▸ Job:
Say only how many lines contain the word "components".

[Recorded data]
+++
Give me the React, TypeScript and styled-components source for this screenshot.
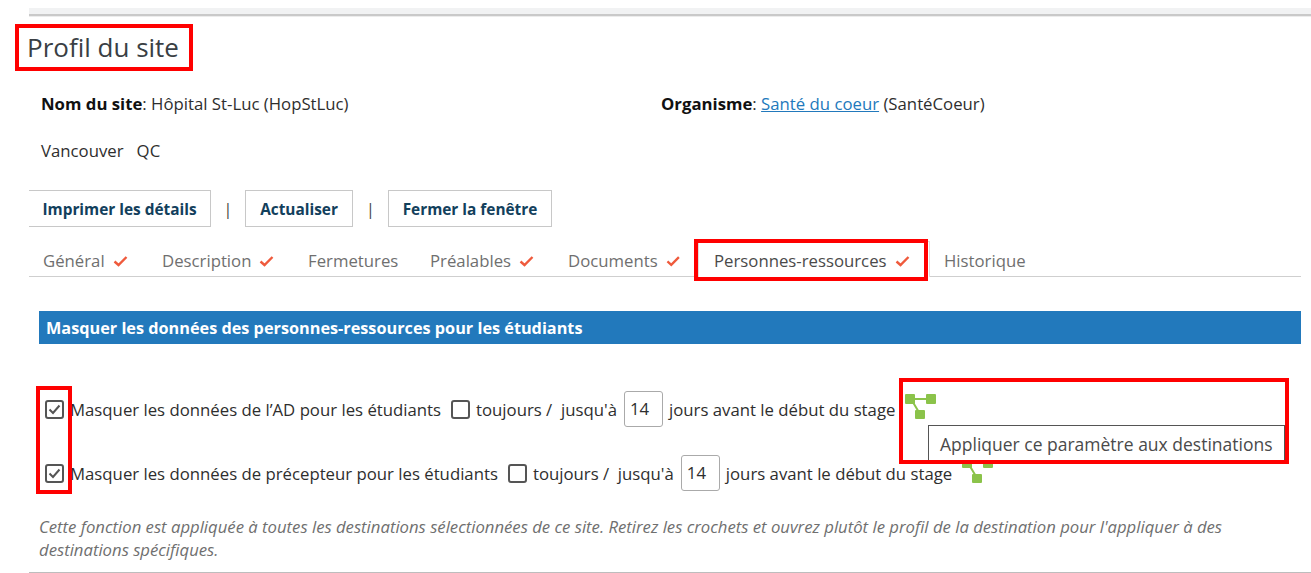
import React from "react";
import styled, { createGlobalStyle } from "styled-components";

const Global = createGlobalStyle`
  html, body { margin: 0; padding: 0; background: #fff; }
  body { font-family: "Open Sans", "Liberation Sans", sans-serif; color: #2b2b2b; }
`;

const Page = styled.div`
  position: relative;
  width: 1311px;
  height: 573px;
  overflow: hidden;
  box-sizing: border-box;
  padding: 8px 0 0 29px;
  display: flex;
  flex-direction: column;
`;
const TopBar = styled.div`
  height: 6px;
  background: #f1f2f3;
  border-bottom: 2px solid #c9c9c9;
  box-shadow: 0 1px 0 #ececec;
`;
const Title = styled.h1`
  margin: 9px 0 0 -2px;
  font-size: 26px;
  line-height: 44px;
  font-weight: 400;
  color: #3a3f44;
`;
const InfoRow = styled.div`
  display: flex;
  margin: 23px 0 0 12px;
  font-size: 16.75px;
  line-height: 24px;
  color: #2e2e2e;
`;
const InfoCell = styled.div`
  width: 620px;
  b { font-weight: 700; color: #111; }
  a { color: #2279bc; text-decoration: underline; }
`;
const City = styled.div`
  margin: 23px 0 0 12px;
  font-size: 16.75px;
  line-height: 24px;
  white-space: pre;
  color: #2e2e2e;
`;
const Actions = styled.div`
  display: flex;
  align-items: center;
  margin: 27px 0 0 0;
  height: 37px;
`;
const ActionButton = styled.button<{ $width: number; $flushLeft?: boolean }>`
  width: ${(p) => p.$width}px;
  height: 37px;
  box-sizing: border-box;
  padding: 1px 0 0 0;
  background: #fff;
  border: 1px solid #c8c8c8;
  ${(p) => (p.$flushLeft ? "border-left: 0;" : "")}
  font-family: inherit;
  font-size: 15.4px;
  font-weight: 700;
  color: #12405c;
`;
const Sep = styled.span<{ $width: number }>`
  width: ${(p) => p.$width}px;
  text-align: center;
  font-size: 16px;
  color: #444;
`;
const Tabs = styled.div`
  display: flex;
  align-items: flex-end;
  height: 37px;
  margin: 12px 10px 0 0;
  border-bottom: 1px solid #cfcfcf;
`;
const Tab = styled.div<{ $width: number }>`
  width: ${(p) => p.$width}px;
  height: 37px;
  box-sizing: border-box;
  flex: none;
  display: flex;
  align-items: center;
  gap: 8px;
  padding: 6px 0 0 14px;
  font-size: 16.75px;
  color: #6f6f6f;
  white-space: nowrap;
`;
const ActiveTab = styled(Tab)`
  height: 36px;
  margin: 0 0 -1px 18px;
  padding: 2px 0 0 15px;
  color: #4a4a4a;
  background: #fff;
  border: 1px solid #dedede;
  border-bottom: 0;
`;
const TabCheck = () => (
  <svg width="15" height="12" viewBox="0 0 15 12" fill="none">
    <path d="M1.5 6.5 L5.5 10 L13.5 2" stroke="#ef5a3c" strokeWidth="2.4" />
  </svg>
);
const SectionBar = styled.div`
  margin: 34px 10px 0 10px;
  height: 33px;
  background: #2279bc;
  color: #fff;
  font-size: 16.25px;
  font-weight: 700;
  line-height: 35px;
  padding-left: 7px;
`;
const OptionRow = styled.div<{ $top: number }>`
  display: flex;
  align-items: center;
  height: 38px;
  margin-top: ${(p) => p.$top}px;
  margin-left: 16px;
  font-size: 16.75px;
  color: #2e2e2e;
  white-space: pre;
`;
const Box = styled.span<{ $gapLeft?: number; $gapRight?: number }>`
  width: 19px;
  height: 19px;
  box-sizing: border-box;
  flex: none;
  border: 2px solid #555;
  border-radius: 3px;
  margin-left: ${(p) => p.$gapLeft ?? 0}px;
  margin-right: ${(p) => p.$gapRight ?? 0}px;
  display: flex;
  align-items: center;
  justify-content: center;
`;
const DayInput = styled.span`
  width: 39px;
  height: 36px;
  box-sizing: border-box;
  flex: none;
  border: 1px solid #aaa;
  border-radius: 3px;
  margin: 0 6px 0 7px;
  padding-left: 5px;
  line-height: 34px;
`;
const TreeIcon = styled.svg`
  flex: none;
  margin: 0 0 5px 10px;
`;
const Tree = () => (
  <TreeIcon width="31" height="25" viewBox="0 0 31 25">
    <path d="M5 5 H26 M6 5 L15 20" stroke="#8bc34a" strokeWidth="2" fill="none" />
    <rect x="0" y="0" width="10" height="10" rx="1" fill="#8bc34a" />
    <rect x="21" y="0" width="10" height="10" rx="1" fill="#8bc34a" />
    <rect x="10" y="16" width="10" height="9" rx="1" fill="#8bc34a" />
  </TreeIcon>
);
const Note = styled.p`
  margin: 23px 60px 0 10px;
  font-size: 16.69px;
  line-height: 23px;
  font-style: italic;
  color: #6f6f6f;
`;
const BottomRule = styled.div`
  position: absolute;
  left: 29px;
  right: 0;
  top: 572px;
  height: 1px;
  background: #bdbdbd;
`;
const Tooltip = styled.div`
  position: absolute;
  left: 928px;
  top: 425px;
  width: 357px;
  height: 39px;
  box-sizing: border-box;
  background: #fff;
  border: 1px solid #555;
  padding-left: 11px;
  font-size: 17.5px;
  line-height: 36px;
  color: #4a4a4a;
  white-space: nowrap;
`;
const Highlight = styled.div<{ $l: number; $t: number; $w: number; $h: number }>`
  position: absolute;
  left: ${(p) => p.$l}px;
  top: ${(p) => p.$t}px;
  width: ${(p) => p.$w}px;
  height: ${(p) => p.$h}px;
  box-sizing: border-box;
  border: 4px solid #ff0000;
`;
const Check = () => (
  <svg width="13" height="11" viewBox="0 0 13 11" fill="none">
    <path d="M1.5 5.5 L5 9 L11.5 1.5" stroke="#555" strokeWidth="2" />
  </svg>
);

const tabs: [string, number, boolean][] = [
  ["Général", 119, true],
  ["Description", 146, true],
  ["Fermetures", 122, false],
  ["Préalables", 138, true],
  ["Documents", 126, true],
];

const Option = ({ label, top }: { label: string; top: number }) => (
  <OptionRow $top={top}>
    <Box $gapRight={6}><Check /></Box>
    {label}
    <Box $gapLeft={10} $gapRight={6} />
    {"toujours /  jusqu'à"}
    <DayInput>14</DayInput>
    {"jours avant le début du stage"}
    <Tree />
  </OptionRow>
);

export default function App() {
  return (
    <Page>
      <Global />
      <TopBar />
      <Title>Profil du site</Title>
      <InfoRow>
        <InfoCell><b>Nom du site</b>: Hôpital St-Luc (HopStLuc)</InfoCell>
        <InfoCell><b>Organisme</b>: <a>Santé du coeur</a> (SantéCoeur)</InfoCell>
      </InfoRow>
      <City>{"Vancouver   QC"}</City>
      <Actions>
        <ActionButton $width={182} $flushLeft>Imprimer les détails</ActionButton>
        <Sep $width={34}>|</Sep>
        <ActionButton $width={108}>Actualiser</ActionButton>
        <Sep $width={35}>|</Sep>
        <ActionButton $width={164}>Fermer la fenêtre</ActionButton>
      </Actions>
      <Tabs>
        {tabs.map(([t, w, c]) => (
          <Tab key={t} $width={w}>{t}{c && <TabCheck />}</Tab>
        ))}
        <ActiveTab $width={232}>Personnes-ressources <TabCheck /></ActiveTab>
        <Tab $width={120}>Historique</Tab>
      </Tabs>
      <SectionBar>Masquer les données des personnes-ressources pour les étudiants</SectionBar>
      <Option top={46} label="Masquer les données de l’AD pour les étudiants" />
      <Option top={26} label="Masquer les données de précepteur pour les étudiants" />
      <Note>
        Cette fonction est appliquée à toutes les destinations sélectionnées de ce site. Retirez les crochets et ouvrez plutôt le profil de la destination pour l'appliquer à des destinations spécifiques.
      </Note>
      <BottomRule />
      <Tooltip>Appliquer ce paramètre aux destinations</Tooltip>
      <Highlight $l={15} $t={24} $w={178} $h={47} />
      <Highlight $l={694} $t={239} $w={234} $h={42} />
      <Highlight $l={36} $t={386} $w={36} $h={108} />
      <Highlight $l={899} $t={378} $w={390} $h={86} />
    </Page>
  );
}
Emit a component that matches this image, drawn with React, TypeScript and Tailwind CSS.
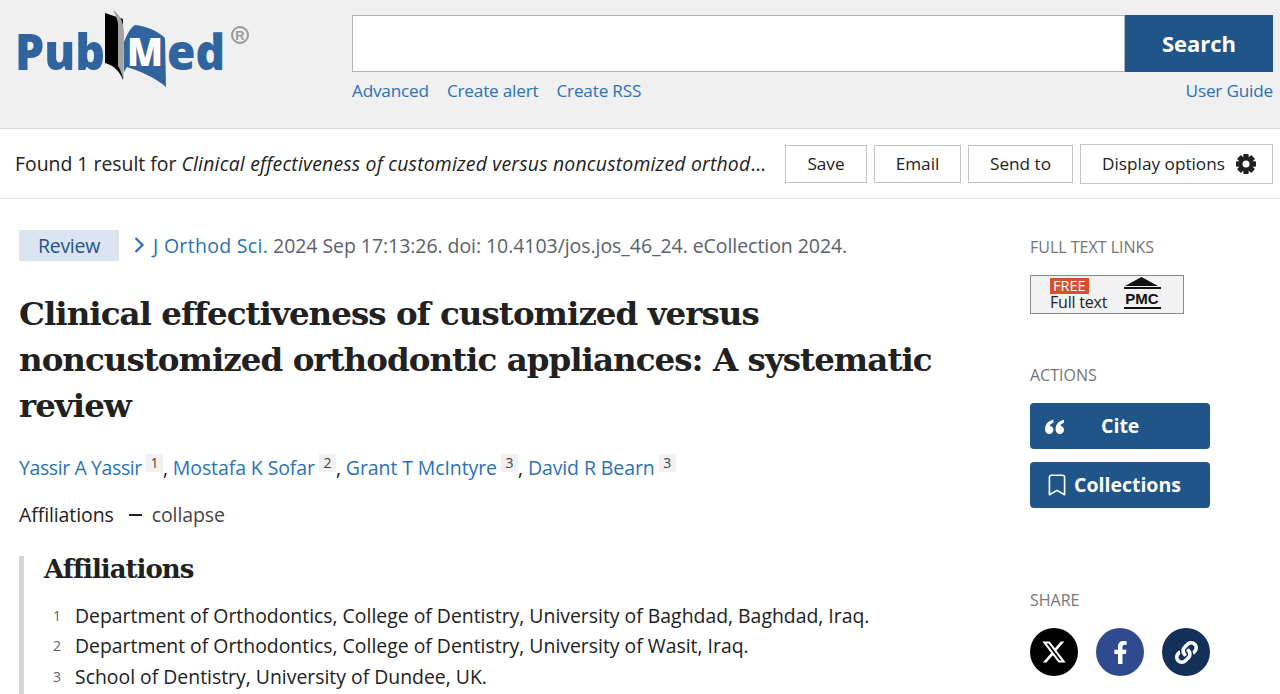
import React from "react";
import { FaFacebookF, FaLink } from "react-icons/fa";
import { FaXTwitter } from "react-icons/fa6";
import { Bookmark } from "lucide-react";

const sans = "font-['Open_Sans','Noto_Sans',sans-serif]";
const serif = "font-['DejaVu_Serif','Liberation_Serif',serif]";

function Logo() {
  const f = "'Open Sans',sans-serif";
  return (
    <svg width="240" height="90" viewBox="0 0 240 90" className="block">
      <text x="15" y="70" fontFamily={f} fontWeight="800" fontSize="50" fill="#30649f" textLength="90" lengthAdjust="spacingAndGlyphs">Pub</text>
      <path d="M105 13 L123 19 L123 80 C120 72 115 66 105 63 Z" fill="#000" />
      <path d="M113 10 C119 14 123 20 124 32 L123.500 80 C122 74 120 69 118 66 L118 24 C117 18 115 14 113 10 Z" fill="#a3a3a3" />
      <path d="M124 42 C127 34 131 27 135 25 C146 26 158 31 165 38 L166 87 C156 78 140 71 127 67 L124 72 Z" fill="#30649f" />
      <text x="127" y="66" fontFamily={f} fontWeight="800" fontSize="39" fill="#fff" textLength="36" lengthAdjust="spacingAndGlyphs">M</text>
      <text x="167" y="70" fontFamily={f} fontWeight="800" fontSize="50" fill="#30649f" textLength="58" lengthAdjust="spacingAndGlyphs">ed</text>
    </svg>
  );
}

function Registered() {
  return (
    <svg width="20" height="20" viewBox="0 0 20 20" className="block">
      <circle cx="10" cy="10" r="8" fill="none" stroke="#999" strokeWidth="2" />
      <text x="10" y="15" textAnchor="middle" fontFamily="'Liberation Sans',sans-serif" fontWeight="700" fontSize="13" fill="#999">R</text>
    </svg>
  );
}

function Gear() {
  return (
    <svg width="22" height="22" viewBox="0 0 22 22" className="block" fill="#212121">
      {[0, 45, 90, 135].map((a) => (
        <rect key={a} x="8.300" y="1" width="5.400" height="20" rx="0.800" transform={`rotate(${a} 11 11)`} />
      ))}
      <circle cx="11" cy="11" r="7" />
      <circle cx="11" cy="11" r="3.500" fill="#fff" />
    </svg>
  );
}

function ToolButton({ children, w }: { children: React.ReactNode; w: string }) {
  return (
    <div className={`flex items-center justify-center gap-[10px] border border-[#c4c4c4] text-[17.2px] text-[#212121] ${w}`}>
      {children}
    </div>
  );
}

function Sup({ n }: { n: string }) {
  return (
    <span className="ml-[4px] inline-flex h-[18px] w-[17px] -translate-y-[5px] items-center justify-center bg-[#f1f1f1] text-[14px] leading-none text-[#444]">
      {n}
    </span>
  );
}

function Aff({ n, t }: { n: string; t: string }) {
  return (
    <div className="flex h-[30.5px] items-center">
      <span className="w-[31px] pl-[9px] text-[14px] text-[#5b616b]">{n}</span>
      <span className="text-[19.4px] text-[#212121]">{t}</span>
    </div>
  );
}

function Label({ children }: { children: React.ReactNode }) {
  return <div className="text-[16px] leading-[20px] text-[#757575]">{children}</div>;
}

function ActionBtn({ children }: { children: React.ReactNode }) {
  return (
    <div className="flex h-[46px] w-[180px] items-center rounded-[4px] bg-[#20558a] text-[19.5px] font-bold text-white">
      {children}
    </div>
  );
}

export default function App() {
  return (
    <div className={`h-[694px] w-[1280px] overflow-hidden bg-white ${sans}`}>
      <header className="flex h-[129px] border-b border-[#d9d9d9] bg-[#f0f0f0]">
        <div className="relative w-[352px] shrink-0">
          <Logo />
          <div className="absolute left-[230px] top-[25px]"><Registered /></div>
        </div>
        <div className="flex w-[921px] flex-col pt-[15px]">
          <div className="flex h-[57px]">
            <div className="grow border border-[#b3b3b3] bg-white" />
            <div className="flex w-[148px] items-center justify-center bg-[#20558a] text-[22px] font-bold text-white">Search</div>
          </div>
          <div className="mt-[7px] flex text-[17.2px] leading-[24px] tracking-[-0.2px] text-[#2a72b5]">
            <span>Advanced</span>
            <span className="ml-[18px]">Create alert</span>
            <span className="ml-[18px]">Create RSS</span>
            <span className="ml-auto">User Guide</span>
          </div>
        </div>
      </header>

      <div className="flex h-[70px] items-center border-b border-[#e2e2e2] pl-[15px] pr-[7px]">
        <div className="w-[756px] truncate text-[19.4px] text-[#212121]">
          Found 1 result for <em className="tracking-[0.2px]">Clinical effectiveness of customized versus noncustomized orthodontic appliances: A systematic review</em>
        </div>
        <div className="ml-auto flex items-center gap-[7px]">
          <ToolButton w="h-[38px] w-[82px]">Save</ToolButton>
          <ToolButton w="h-[38px] w-[87px]">Email</ToolButton>
          <ToolButton w="h-[38px] w-[105px]">Send to</ToolButton>
          <ToolButton w="h-[40px] w-[193px] pl-[6px]">Display options <Gear /></ToolButton>
        </div>
      </div>

      <main className="flex pl-[19px]">
        <div className="w-[1011px] shrink-0">
          <div className="mt-[31px] flex h-[31px] items-center text-[19.5px] tracking-[-0.06px]">
            <span className="flex h-[31px] w-[100px] items-center justify-center bg-[#dbe4f0] tracking-[-0.3px] text-[#20558a]">Review</span>
            <svg width="11" height="16" viewBox="0 0 11 16" className="ml-[15px] mt-[-2px] block" fill="none" stroke="#2a72b5" strokeWidth="2.200">
              <path d="M1.500 1 L8.500 8 L1.500 15" />
            </svg>
            <span className="ml-[8px] tracking-[0.3px] text-[#2a72b5]">J Orthod Sci.</span>
            <span className="ml-[5px] text-[#5b616b]">2024 Sep 17:13:26. doi: 10.4103/jos.jos_46_24. eCollection 2024.</span>
          </div>
          <h1 className={`mt-[30px] w-[960px] text-[32.5px] font-bold leading-[46px] tracking-[-0.97px] text-[#212121] ${serif}`}>
            Clinical effectiveness of customized versus noncustomized orthodontic appliances: A systematic review
          </h1>
          <div className="mt-[24px] flex h-[30px] items-center text-[19.5px] tracking-[-0.1px] text-[#2a72b5]">
            <span className="tracking-[-0.4px]">Yassir A Yassir</span><Sup n="1" /><span className="text-[#212121]">,&nbsp;</span>
            <span>Mostafa K Sofar</span><Sup n="2" /><span className="text-[#212121]">,&nbsp;</span>
            <span>Grant T McIntyre</span><Sup n="3" /><span className="text-[#212121]">,&nbsp;</span>
            <span>David R Bearn</span><Sup n="3" />
          </div>
          <div className="mt-[17px] flex h-[30px] items-center text-[19.5px] tracking-[-0.1px]">
            <span className="text-[#212121]">Affiliations</span>
            <span className="ml-[15px] h-[2px] w-[13px] bg-[#212121]" />
            <span className="ml-[10px] text-[#444]">collapse</span>
          </div>
          <div className="mt-[26px] border-l-[5px] border-[#d6d6d6] pb-[10px] pl-[20px]">
            <h3 className={`h-[26px] text-[26px] font-bold leading-[26px] tracking-[-1px] text-[#212121] ${serif}`}>Affiliations</h3>
            <div className="mt-[18px]">
              <Aff n="1" t="Department of Orthodontics, College of Dentistry, University of Baghdad, Baghdad, Iraq." />
              <Aff n="2" t="Department of Orthodontics, College of Dentistry, University of Wasit, Iraq." />
              <Aff n="3" t="School of Dentistry, University of Dundee, UK." />
            </div>
          </div>
        </div>

        <aside className="w-[180px] shrink-0 pt-[38px]">
          <Label>FULL TEXT LINKS</Label>
          <div className="mt-[18px] flex h-[39px] w-[154px] border border-[#8a8a8a] bg-[#f2f2f2]">
            <div className="ml-[19px] flex w-[64px] flex-col items-start pt-[2px]">
              <span className="bg-[#d4512a] px-[3px] text-[14.500px] leading-[16px] text-white">FREE</span>
              <span className="text-[16px] leading-[17px] tracking-[-0.2px] text-[#222]">Full text</span>
            </div>
            <svg width="40" height="36" viewBox="0 0 40 36" className="ml-[8px] block">
              <path d="M19.500 1 L36 10 H3 Z" fill="#111" />
              <rect x="2" y="11" width="37" height="2" fill="#111" />
              <text x="20" y="28" textAnchor="middle" fontFamily="'Liberation Sans',sans-serif" fontWeight="700" fontSize="15" fill="#111">PMC</text>
              <rect x="2" y="31" width="37" height="2" fill="#111" />
            </svg>
          </div>

          <div className="mt-[51px]"><Label>ACTIONS</Label></div>
          <div className="mt-[18px] flex flex-col gap-[13px]">
            <ActionBtn>
              <svg width="19" height="15" viewBox="0 0 18 14" className="ml-[15px] block" fill="#fff">
                <path d="M8 .5 C3 1.500 0 5 0 9.500 C0 12 1.800 14 4 14 C6.200 14 8 12.300 8 10 C8 7.800 6.300 6.500 4.600 6.500 C5 5 6.200 4 8 3.500 Z" />
                <path d="M18 .5 C13 1.500 10 5 10 9.500 C10 12 11.800 14 14 14 C16.200 14 18 12.300 18 10 C18 7.800 16.300 6.500 14.600 6.500 C15 5 16.200 4 18 3.500 Z" />
              </svg>
              <span className="ml-[37px]">Cite</span>
            </ActionBtn>
            <ActionBtn>
              <Bookmark className="ml-[14px]" size={26} strokeWidth={1.500} />
              <span className="ml-[4px]">Collections</span>
            </ActionBtn>
          </div>

          <div className="mt-[82px]"><Label>SHARE</Label></div>
          <div className="mt-[18px] flex justify-between">
            <div className="flex h-[48px] w-[48px] items-center justify-center rounded-full bg-black text-white"><FaXTwitter size={26} /></div>
            <div className="flex h-[48px] w-[48px] items-center justify-center rounded-full bg-[#2f4a8f] text-white"><FaFacebookF size={23} /></div>
            <div className="flex h-[48px] w-[48px] items-center justify-center rounded-full bg-[#123058] text-white"><FaLink size={23} /></div>
          </div>
        </aside>
      </main>
    </div>
  );
}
+++
▸ Output for this task:
2